Me ha llamado la atención leer estos días la noticia de que el Instituto Leonés de Cultura quiere recuperar la figura de Antonio de Valbuena, el olvidado crítico literario de finales del siglo XIX que da su nombre a una calle y a un colegio y del que por desaparecer ha desaparecido hasta su pueblo natal bajo las aguas de un pantano. Exseminarista, tradicionalista, católico, candidato a diputado sin éxito, antiliberal, desterrado por breves lapsos, reaccionario, gran carlista y, sobre todo, uno de los críticos literarios más duros de su tiempo. Decía Azorín que fue tan desproporcionadamente popular en su día como inexplicablemente olvidado luego.

A uno de mis amigos ultramarinos le aparecieron en el Rastro no hace mucho las primeras ediciones de sus ripios, críticas que agrupó en volúmenes que llamaban montones. Pude entonces leer algunas cosas que decía contra escritores hoy sólidamente olvidados, más por el natural paso del tiempo que por sus demoledoras palabras: Gómez Vergara, Puga y Acal o un tal Duque Job, a quien tachaba de pobre diablo que ni era crítico ni nada y que decía tonterías en verso y en prosa sin temor ni sintaxis. De Salvador Cordero Buenrostro hizo una parodia completa valiéndose de su nombre al que, según él, contradecía en todo: no salvaba de nada, era más lobo que cordero y si no era feo al menos tenía mal gusto. Lo que uno ha leído parece del género cómico, eso sí, del cruel cómico. Escribió de él un tal Cachero: «…y donde pone la pluma sale un chichón enseguida».
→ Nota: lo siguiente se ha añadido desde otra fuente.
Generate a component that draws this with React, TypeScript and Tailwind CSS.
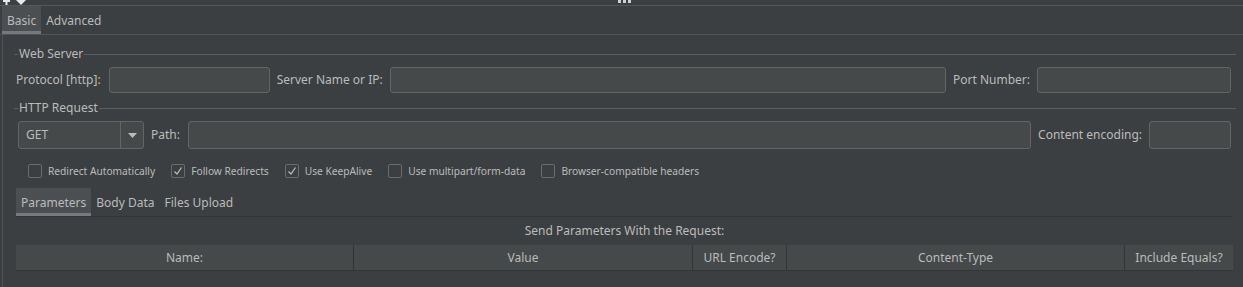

Parece ser que habló bien de él Leopoldo Alas «Clarín», a quien como crítico también se le temía y del que se contaba que iba a Madrid de incógnito por miedo a las represalias de autores por él corregidos. Clarín pudiera ser que espolease así para hacerse sitio y que escampara en torno a su obra y se le dejase de llamar el Flaubert español, pero a Valbuena se le ve más furibundo, más a lo loco, sin más interés que el de fustigar porque encontraba sus causas viejas perdidas. Se ensañaba con los malos escritores como si querer ser poeta fuera una ofensa universal o haber hecho un verso que sonaba mal a su oído un crimen de lesa humanidad. También golpeaba a los buenos, a Galdós o a Unamuno, a quien llamó «inverosímil rector», «ignorante soberbio» de «aficiones rocinescas».

A los pobres jóvenes modernistas les quiso cortar las alas y a aristócratas o incluso obispos les llamaba, además de malos poetas, bajos y feos. Da la sensación de que hiciera crítica al adversario político a través de la crítica literaria, cuyo objeto no era mejorar el arte sino el escarnio personal que arrastrase el ideológico. Quién sabe si, como Valle, no pasase del carlismo por estética al esperpento por desesperación quedando él mismo caricaturizado.